La decisione impugnata risulta corretta anche se riguardata con riferimento alla concessione in uso dell'area di proprietà comunale contigua allo stabilimento dell'A.M.I.U.
Una volta esclusa la natura di servizio pubblico del servizio oggetto della convenzione stipulata dalle parti, devesi necessariamente negare alla suddetta area la qualificazione di bene patrimoniale indisponibile richiesta perché si possa parlare di concessione di bene pubblico, perché, come ritenuto da questa Corte con sent. n. 391 del 1999, resa a Sezioni Unite, per conferire ad un bene di proprietà dello Stato o delle provincie o dei comuni non appartenute al demanio necessario il carattere di bene patrimoniale indisponibile a motivo della sua destinazione a pubblico servizio è necessario che, oltre all'atto amministrativo di destinazione del bene ad un pubblico servizio, al bene sia data effettiva ed attuale destinazione al pubblico servizio.

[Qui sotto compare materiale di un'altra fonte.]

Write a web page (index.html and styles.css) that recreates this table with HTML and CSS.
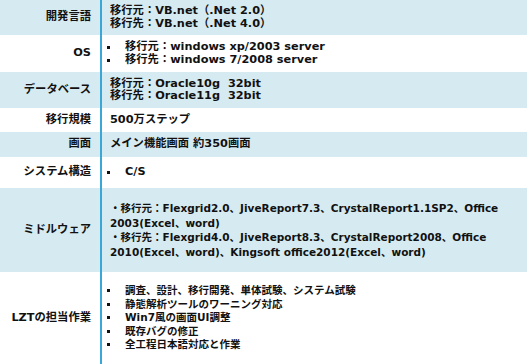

Giova, peraltro, rimarcare la novità della deduzione del ricorrente, secondo cui l'area in questione, che la sentenza impugnata indica come contigua allo stabilimento dell'A.M.I.U., sarebbe, invece, ubicata all'interno di tale stabilimento.
Conclusivamente, con riferimento ad entrambi i profili esaminati, la convenzione stipulata dalle parti dev'essere riguardata come un contratto di diritto privato, nel quale le parti sono poste su di un piano paritetico, con la conseguenza che le relative controversie, attenendo a diritti soggettivi, sono devolute alla cognizione del giudice ordinario.
Il ricorso va, pertanto, respinto, dichiarandosi la giurisdizione dell'autorità giudiziaria ordinaria.
Ricorrono, tuttavia, giusti motivi per compensare integralmente tra le parti le spese del giudizio di legittimità.